In May 2006, Kotila signed a two-year deal with Snæfell of the Icelandic Úrvalsdeild karla. During his first season, the team ended with the third best record in the league before a 76–74 overtime loss in game five in its best-of-five semi-finals series against KR in the Úrvalsdeild playoffs brought the season to a close. In the 2007–08 season, he led Snæfell to winning the Icelandic Cup and to the runner-up spot in league play.

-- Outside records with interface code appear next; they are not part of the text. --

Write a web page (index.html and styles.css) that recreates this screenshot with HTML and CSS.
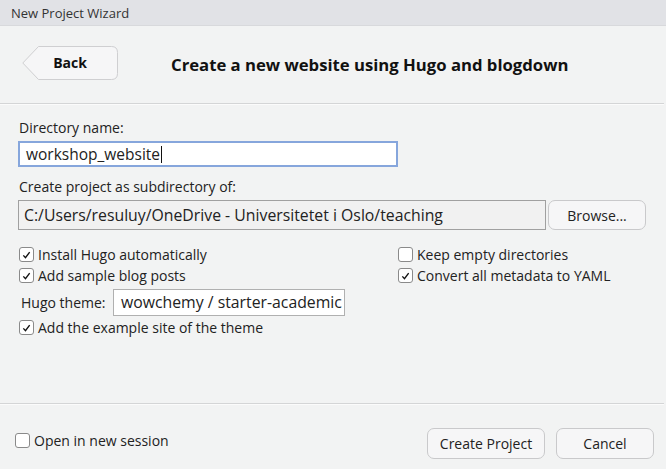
FILE: index.html
```html
<!DOCTYPE html>
<html>
<head>
<meta charset="utf-8">
<link rel="stylesheet" href="styles.css">
</head>
<body>
<div class="window">
  <div class="titlebar">New Project Wizard</div>
  <div class="header">
    <button class="back">
      <svg class="back-shape" width="96" height="34" viewBox="0 0 96 34"><path d="M16.5 0.5 H89.5 Q95.5 0.5 95.5 6.5 V27.5 Q95.5 33.5 89.5 33.5 H16.5 L0.8 17 Z" fill="#f6f6f7" stroke="#cfcfd1"/></svg>
      <span class="back-label">Back</span>
    </button>
    <h1 class="heading">Create a new website using Hugo and blogdown</h1>
  </div>
  <div class="sep"></div>
  <div class="content">
    <div class="label">Directory name:</div>
    <div class="input dir"><span>workshop_website</span><span class="caret"></span></div>
    <div class="label lbl2">Create project as subdirectory of:</div>
    <div class="path-row">
      <div class="input path">C:/Users/resuluy/OneDrive - Universitetet i Oslo/teaching</div>
      <button class="btn browse">Browse...</button>
    </div>
    <div class="options">
      <div class="col left">
        <label class="check"><span class="box on"><svg viewBox="0 0 14 14" width="14" height="14"><path d="M3.6 7.4 L5.9 9.9 L10.4 3.9" fill="none" stroke="#111" stroke-width="1.5"/></svg></span>Install Hugo automatically</label>
        <label class="check"><span class="box on"><svg viewBox="0 0 14 14" width="14" height="14"><path d="M3.6 7.4 L5.9 9.9 L10.4 3.9" fill="none" stroke="#111" stroke-width="1.5"/></svg></span>Add sample blog posts</label>
        <div class="theme-row">
          <span class="theme-label">Hugo theme:</span>
          <div class="input theme">wowchemy / starter-academic</div>
        </div>
        <label class="check"><span class="box on"><svg viewBox="0 0 14 14" width="14" height="14"><path d="M3.6 7.4 L5.9 9.9 L10.4 3.9" fill="none" stroke="#111" stroke-width="1.5"/></svg></span>Add the example site of the theme</label>
      </div>
      <div class="col right">
        <label class="check"><span class="box"></span>Keep empty directories</label>
        <label class="check"><span class="box on"><svg viewBox="0 0 14 14" width="14" height="14"><path d="M3.6 7.4 L5.9 9.9 L10.4 3.9" fill="none" stroke="#111" stroke-width="1.5"/></svg></span>Convert all metadata to YAML</label>
      </div>
    </div>
  </div>
  <div class="sep"></div>
  <div class="footer">
    <label class="check session"><span class="box"></span>Open in new session</label>
    <div class="actions">
      <button class="btn create">Create Project</button>
      <button class="btn cancel">Cancel</button>
    </div>
  </div>
</div>
</body>
</html>
```
FILE: styles.css
```css
* { box-sizing: border-box; }
html, body { margin: 0; padding: 0; }
body {
  width: 666px;
  height: 469px;
  background: #f2f3f3;
  font-family: "Open Sans", "Noto Sans", sans-serif;
  color: #222;
  overflow: hidden;
}
.window { display: flex; flex-direction: column; height: 469px; }
.titlebar {
  height: 26px;
  background: #e1e2e6;
  border-bottom: 1px solid #d8d9dc;
  padding-left: 11px;
  font-size: 13px;
  line-height: 26px;
  color: #333;
}
.header {
  height: 77px;
  display: flex;
  align-items: center;
  padding-left: 22px;
}
.back {
  position: relative;
  width: 96px;
  height: 34px;
  border: 0;
  background: none;
  padding: 0;
  margin: 0 0 3px 0;
  font-family: inherit;
}
.back-shape { position: absolute; left: 0; top: 0; }
.back-label {
  position: relative;
  display: block;
  font-weight: 700;
  font-size: 14px;
  color: #111;
  text-align: center;
  line-height: 34px;
}
.heading {
  margin: 0 0 1px 53px;
  font-size: 16.7px;
  font-weight: 700;
  color: #111;
}
.sep {
  height: 2px;
  border-top: 1px solid #d4d5d6;
  border-bottom: 1px solid #fbfbfb;
  margin-right: 2px;
}
.content {
  flex: 1;
  padding: 13px 0 0 18px;
}
.label {
  font-size: 14px;
  color: #222;
  padding-left: 1px;
  line-height: 19px;
}
.input {
  background: #fff;
  border: 1px solid #a8a8a8;
  color: #222;
  white-space: nowrap;
  overflow: hidden;
}
.dir {
  width: 380px;
  height: 26px;
  margin-top: 4px;
  border: 2px solid #86a6dc;
  font-size: 15.5px;
  line-height: 22px;
  padding-left: 6px;
  display: flex;
  align-items: center;
}
.caret { display: inline-block; width: 1px; height: 17px; background: #111; margin-left: 1px; }
.lbl2 { margin-top: 10px; }
.path-row { display: flex; gap: 2px; margin-top: 4px; }
.path {
  width: 528px;
  height: 30px;
  background: #f1f1f1;
  border-color: #a0a0a0;
  font-size: 15.8px;
  line-height: 28px;
  padding-left: 5px;
}
.btn {
  font-family: inherit;
  background: #f6f6f7;
  border: 1px solid #c9c9cb;
  border-radius: 7px;
  color: #222;
  font-size: 14px;
  padding: 0;
}
.browse { width: 98px; height: 30px; }
.options {
  display: flex;
  margin-top: 14px;
}
.col { display: flex; flex-direction: column; }
.left { width: 380px; padding-left: 1px; }
.check {
  display: flex;
  align-items: center;
  height: 21px;
  font-size: 14px;
  color: #222;
}
.box {
  width: 15px;
  height: 15px;
  border: 1px solid #8a8a8a;
  border-radius: 3px;
  background: #fff;
  margin-right: 4px;
  display: inline-flex;
  align-items: center;
  justify-content: center;
  flex: none;
}
.box svg { display: block; }
.theme-row {
  display: flex;
  align-items: center;
  margin: 3px 0 1px 0;
  padding-left: 2px;
}
.theme-label { font-size: 14px; width: 92px; }
.theme {
  width: 232px;
  height: 27px;
  font-size: 15.8px;
  line-height: 25px;
  padding-left: 7px;
  border-color: #b0b0b0;
}
.footer {
  height: 64px;
  display: flex;
  justify-content: space-between;
  padding: 0 12px 0 15px;
}
.session { margin-top: 25px; }
.actions { display: flex; gap: 11px; align-self: flex-end; margin-bottom: 10px; }
.create { width: 118px; height: 31px; }
.cancel { width: 98px; height: 31px; }
```
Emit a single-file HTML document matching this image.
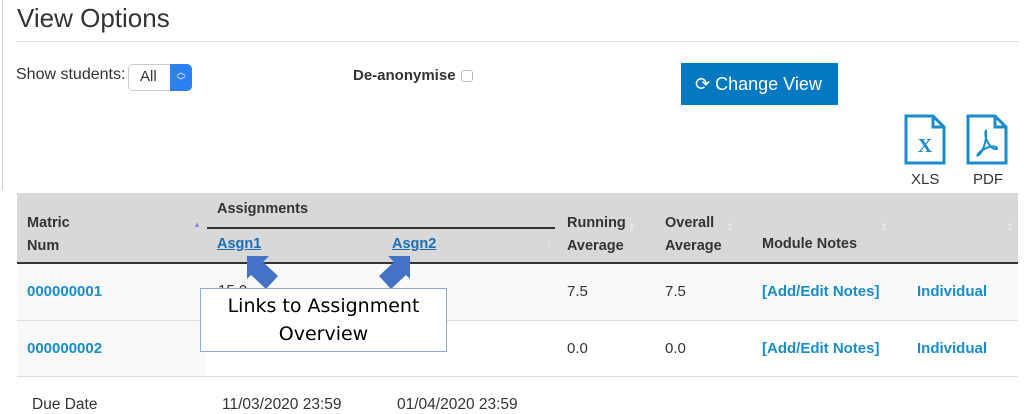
<!DOCTYPE html>
<html><head><meta charset="utf-8"><style>
*{margin:0;padding:0;box-sizing:border-box}
body{width:1024px;height:412px;background:#fff;font-family:"Liberation Sans",sans-serif;position:relative;overflow:hidden;color:#333}
.a{position:absolute;white-space:nowrap}
.lnk{color:#1a8ccc;font-weight:bold;font-size:15px}
.h{font-weight:bold;font-size:14.5px;color:#333}
.s{font-size:15px;color:#333}
</style></head><body>
<div class="a" style="left:2px;top:0;width:1px;height:190px;background:#ccc"></div>
<div class="a" style="left:17px;top:3px;font-size:26px;color:#333">View Options</div>
<div class="a" style="left:16px;top:41px;width:1003px;height:1px;background:#ddd"></div>
<div class="a s" style="left:16px;top:66px;font-size:16px">Show students:</div>
<div class="a" style="left:128px;top:64px;width:64px;height:27px;border:1px solid #ccc;border-radius:5px;background:#fff"></div>
<div class="a s" style="left:140px;top:68px">All</div>
<div class="a" style="left:170px;top:64px;width:22px;height:27px;background:#2d7ff5;border-radius:0 5px 5px 0;color:#fff;font-size:9px;text-align:center;line-height:9px;padding-top:4px">︿<br>﹀</div>
<div class="a h" style="left:353px;top:67px;font-size:15px">De-anonymise</div>
<div class="a" style="left:461px;top:70px;width:12px;height:12px;border:1px solid #bbb;border-radius:3px"></div>
<div class="a" style="left:681px;top:63px;width:157px;height:42px;background:#0479c1;color:#fff;font-size:18px;line-height:42px;padding-left:14px">⟳ Change View</div>
<svg class="a" style="left:903px;top:114px" width="44" height="52" viewBox="0 0 44 52"><path d="M3 2H30L41 13V49H3Z" fill="#fff" stroke="#1a8ccc" stroke-width="3"/><path d="M30 2V13H41" fill="none" stroke="#1a8ccc" stroke-width="3"/><text x="22" y="38" font-family="Liberation Serif" font-weight="bold" font-size="20" fill="#1a8ccc" text-anchor="middle">X</text></svg>
<svg class="a" style="left:965px;top:114px" width="44" height="52" viewBox="0 0 44 52"><path d="M3 2H30L41 13V49H3Z" fill="#fff" stroke="#1a8ccc" stroke-width="3"/><path d="M30 2V13H41" fill="none" stroke="#1a8ccc" stroke-width="3"/><path d="M21 16C19 22 22 28 26 33C30 36 34 36 31 33C28 31 18 34 13 40C11 43 14 42 17 37C19 33 22 26 21 16Z" fill="none" stroke="#1a8ccc" stroke-width="2"/></svg>
<div class="a s" style="left:911px;top:171px">XLS</div>
<div class="a s" style="left:973px;top:171px">PDF</div>
<div class="a" style="left:17px;top:193px;width:1001px;height:70px;background:#d8d8d8"></div>
<div class="a" style="left:17px;top:262px;width:1001px;height:2px;background:#333"></div>
<div class="a" style="left:17px;top:264px;width:1001px;height:56px;background:#f9f9f9"></div>
<div class="a" style="left:17px;top:320px;width:189px;height:56px;background:#f9f9f9"></div>
<div class="a" style="left:17px;top:320px;width:1001px;height:1px;background:#ddd"></div>
<div class="a" style="left:17px;top:376px;width:1001px;height:1px;background:#ddd"></div>
<div class="a h" style="left:27px;top:212px;line-height:23px">Matric<br>Num</div>
<div class="a" style="left:193px;top:220px;font-size:8px;color:#8d86e0">▲</div>
<div class="a h" style="left:217px;top:201px">Assignments</div>
<div class="a" style="left:207px;top:227px;width:348px;height:2px;background:#333"></div>
<div class="a lnk" style="left:217px;top:236px;color:#1a6fb8;text-decoration:underline;font-size:14.5px">Asgn1</div>
<div class="a lnk" style="left:392px;top:236px;color:#1a6fb8;text-decoration:underline;font-size:14.5px">Asgn2</div>
<div class="a h" style="left:567px;top:212px;line-height:23px">Running<br>Average</div>
<div class="a h" style="left:665px;top:212px;line-height:23px">Overall<br>Average</div>
<div class="a h" style="left:762px;top:236px">Module Notes</div>
<div class="a" style="left:628px;top:222px;color:#eee;font-size:9px">⇕</div>
<div class="a" style="left:726px;top:222px;color:#eee;font-size:9px">⇕</div>
<div class="a" style="left:880px;top:222px;color:#eee;font-size:9px">⇕</div>
<div class="a" style="left:1006px;top:222px;color:#eee;font-size:9px">⇕</div>
<div class="a" style="left:545px;top:240px;color:#e4e4e4;font-size:9px">⇕</div>
<div class="a lnk" style="left:27px;top:283px">000000001</div>
<div class="a lnk" style="left:27px;top:340px">000000002</div>
<div class="a s" style="left:567px;top:283px">7.5</div>
<div class="a s" style="left:665px;top:283px">7.5</div>
<div class="a s" style="left:567px;top:340px">0.0</div>
<div class="a s" style="left:665px;top:340px">0.0</div>
<div class="a lnk" style="left:762px;top:283px">[Add/Edit Notes]</div>
<div class="a lnk" style="left:917px;top:283px">Individual</div>
<div class="a lnk" style="left:762px;top:340px">[Add/Edit Notes]</div>
<div class="a lnk" style="left:917px;top:340px">Individual</div>
<div class="a s" style="left:218px;top:282px">15.0</div>
<div class="a s" style="left:32px;top:396px;font-size:15.5px">Due Date</div>
<div class="a s" style="left:222px;top:396px;font-size:15.5px">11/03/2020 23:59</div>
<div class="a s" style="left:397px;top:396px;font-size:15.5px">01/04/2020 23:59</div>
<svg class="a" style="left:0;top:0" width="1024" height="412"><path d="M247 256H269L263 262L278 276L266 289L251 275L247 279Z" fill="#4472c4"/><path d="M410 256H388L394 262L379 276L391 289L406 275L410 279Z" fill="#4472c4"/></svg>
<div class="a" style="left:200px;top:288px;width:247px;height:64px;background:#fff;border:1px solid #8faadc;font-family:'DejaVu Sans',sans-serif;font-size:19px;color:#000;text-align:center;line-height:28px;padding-top:3px">Links to Assignment<br>Overview</div>
</body></html>
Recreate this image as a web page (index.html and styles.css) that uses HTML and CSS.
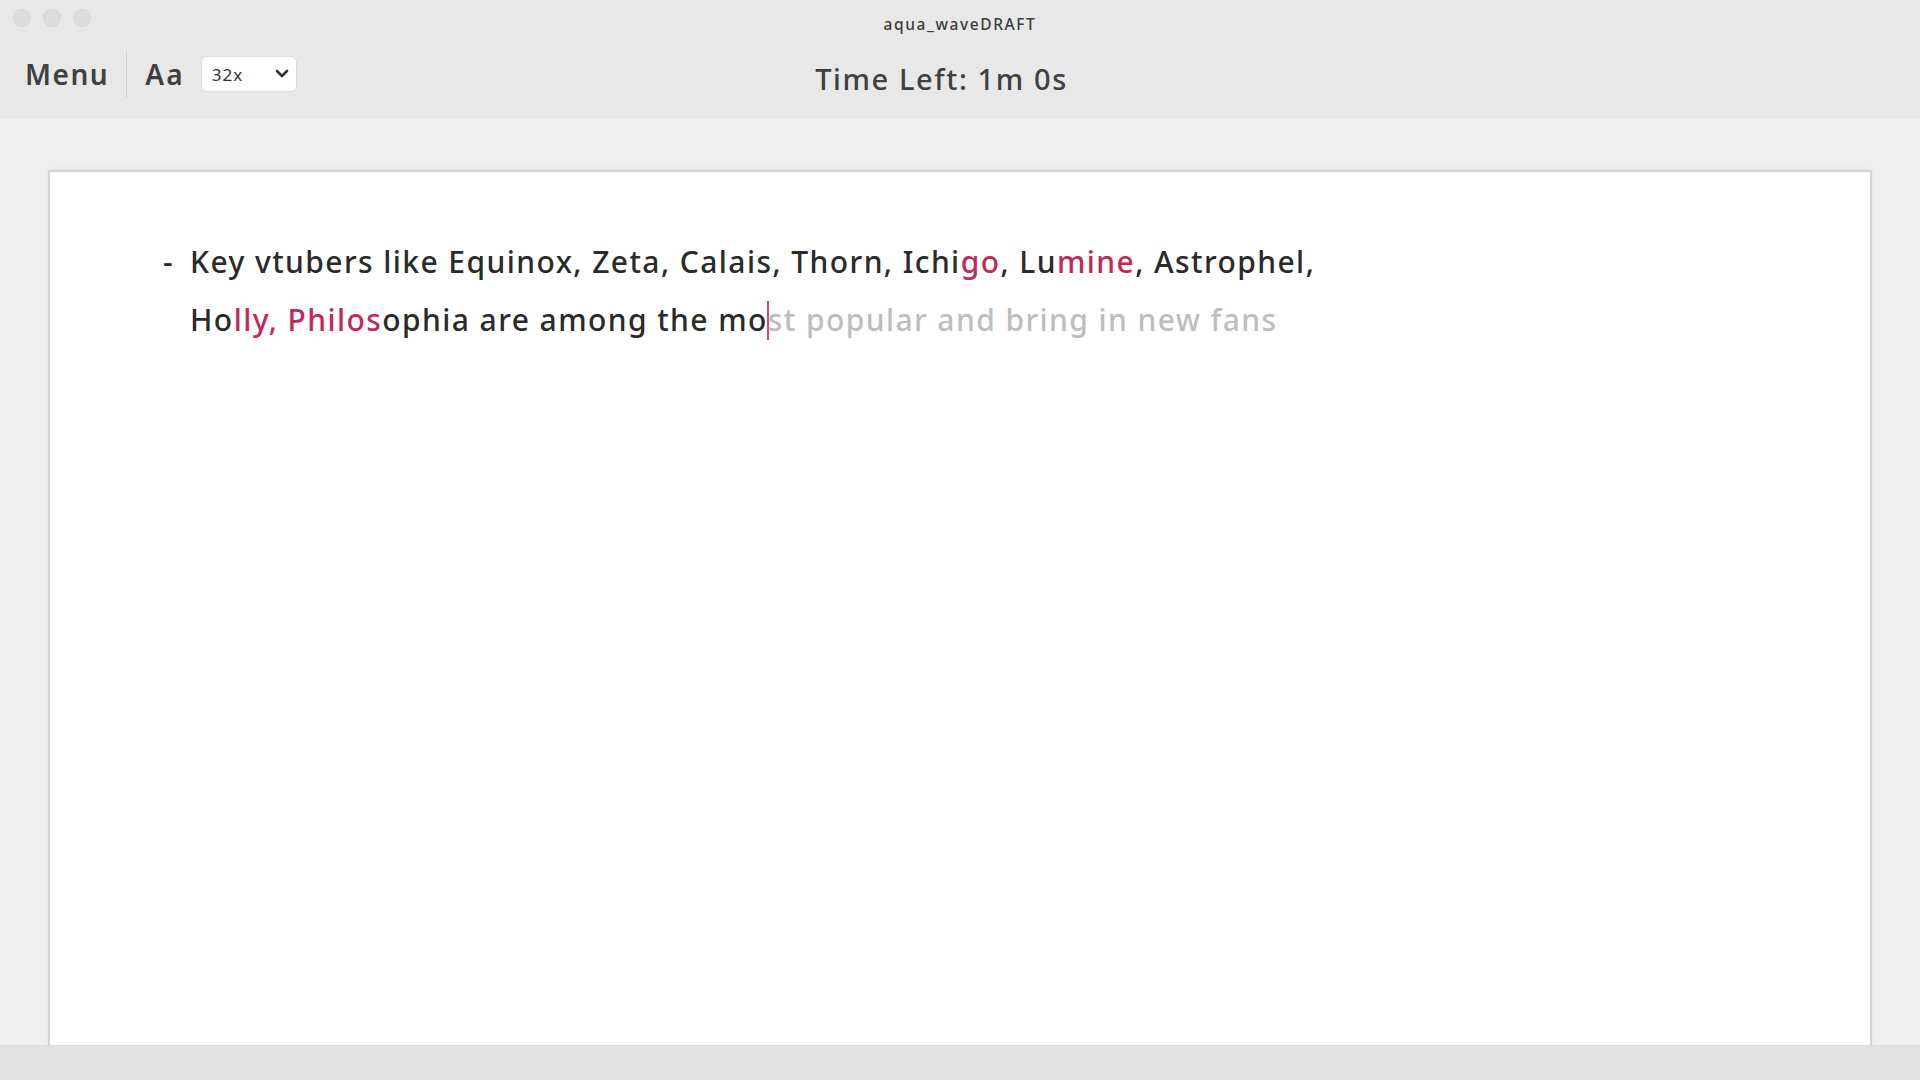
FILE: index.html
```html
<!DOCTYPE html>
<html lang="en">
<head>
<meta charset="utf-8">
<title>aqua_waveDRAFT</title>
<link rel="stylesheet" href="styles.css">
</head>
<body>
<div class="window">
  <header class="chrome">
    <div class="titlebar">
      <div class="lights">
        <span class="light"></span>
        <span class="light"></span>
        <span class="light"></span>
      </div>
      <div class="title">aqua_waveDRAFT</div>
    </div>
    <div class="toolbar">
      <div class="tools">
        <span class="menu">Menu</span>
        <span class="sep"></span>
        <span class="aa">Aa</span>
        <div class="select">
          <span class="select-value">32x</span>
          <svg class="chev" width="14" height="10" viewBox="0 0 14 10"><polyline points="2,2 7,7 12,2" fill="none" stroke="#333" stroke-width="2.6" stroke-linecap="round" stroke-linejoin="round"/></svg>
        </div>
      </div>
      <div class="timer">Time Left: 1m 0s</div>
      <div class="spacer"></div>
    </div>
  </header>
  <main class="workspace">
    <div class="paper">
      <div class="bullet">
        <span class="dash">-</span>
        <p class="line-text">Key vtubers like Equinox, Zeta, Calais, Thorn, Ichi<span class="hl">go</span>, Lu<span class="hl">mine</span>, Astrophel,<br>Ho<span class="hl">lly, Philos</span>ophia are among the mo<span class="caret"></span><span class="ghost">st popular and bring in new fans</span></p>
      </div>
    </div>
  </main>
  <footer class="statusbar"></footer>
</div>
</body>
</html>
```
FILE: styles.css
```css
* { box-sizing: border-box; }
html, body { margin: 0; padding: 0; height: 100%; }
body {
  font-family: "Noto Sans", "Open Sans", sans-serif;
  color: #2b2b2b;
  background: #efefef;
}
.window {
  height: 100vh;
  display: flex;
  flex-direction: column;
}
.chrome {
  background: #e8e8e8;
  height: 119px;
  display: flex;
  flex-direction: column;
}
.titlebar {
  height: 38px;
  display: grid;
  grid-template-columns: 1fr auto 1fr;
  align-items: center;
  padding: 0 13px;
}
.lights { display: flex; gap: 12px; align-items: center; margin-top: -3px; }
.light {
  width: 18px; height: 18px; border-radius: 50%;
  background: #dddddd;
  border: 1px solid #d6d6d6;
}
.title {
  font-size: 15.5px;
  letter-spacing: 1.6px;
  color: #3c3c3c;
  font-weight: 500;
  margin-top: 10px;
}
.toolbar {
  flex: 1;
  display: grid;
  grid-template-columns: 1fr auto 1fr;
  align-items: center;
  padding: 0 0 9px 25px;
}
.tools { display: flex; align-items: center; }
.menu {
  font-size: 28px; font-weight: 560; color: #404040; letter-spacing: 1.5px;
}
.sep {
  width: 1px; height: 47px; background: #d2d2d2;
  margin: 0 18px 0 17px;
}
.aa { font-size: 28px; font-weight: 560; color: #404040; letter-spacing: 2.2px; }
.select {
  margin-left: 16px;
  width: 96px; height: 36px;
  background: #fff;
  border: 1px solid #dcdcdc;
  border-radius: 6px;
  display: flex; align-items: center; justify-content: space-between;
  padding: 0 7px 0 10px;
}
.select-value { font-size: 17px; color: #333; letter-spacing: 1px; }
.timer {
  font-size: 29px; font-weight: 540; color: #404040; letter-spacing: 1.6px;
  margin-right: 62px;
  padding-top: 9px;
}
.workspace {
  flex: 1;
  display: flex;
  padding: 51px 48px 0 48px;
  background: #efefef;
  min-height: 0;
}
.paper {
  flex: 1;
  background: #fff;
  border: 2px solid #d3d3d3;
  border-bottom: none;
  box-shadow: 0 0 6px rgba(0,0,0,0.06);
  padding: 61px 100px 0 113px;
}
.bullet {
  display: flex;
  font-size: 30px;
  font-weight: 500;
  line-height: 57.5px;
  letter-spacing: 1.42px;
  color: #2a2a2a;
}
.dash { width: 27px; flex: none; }
.line-text { margin: 0; }
.line-text br + * { }
.hl { color: #c2285a; }
.ghost { color: #bdbdbd; }
.caret {
  display: inline-block;
  width: 2px; height: 39px;
  background: #d4487c;
  vertical-align: -9px;
  margin: 0 -1px;
}
.statusbar {
  height: 35px;
  background: #e2e2e2;
  border-top: 1px solid #d9d9d9;
}
```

Kotila left the team afterwards, returning to Denmark, where he was named head coach of Team Fog Næstved in June 2008. In his five-year stint at Næstved, Kotila was named Basketliga Coach of the Year in the 2010–11 season and guided the team to a third-place finish in the national championship in the 2011–12 campaign, which was the best result in club history. Following the conclusion of the 2012–13 season, Kotila decided to step down as Næstved head coach. Besides his job as head coach in the pro ranks, Kotila worked alongside Craig Pedersen as basketball coach and English teacher at EVN (Efterskolen ved Nyborg) school in Nyborg, Denmark since 2008.

In 2016, he started working as a business developer for Denmark's top flight Basketligaen, before taking over the job as Basketligaen commissioner in 2017.

Kotila died on March 20, 2023, at the age of 64. He was survived by his wife and their two daughters.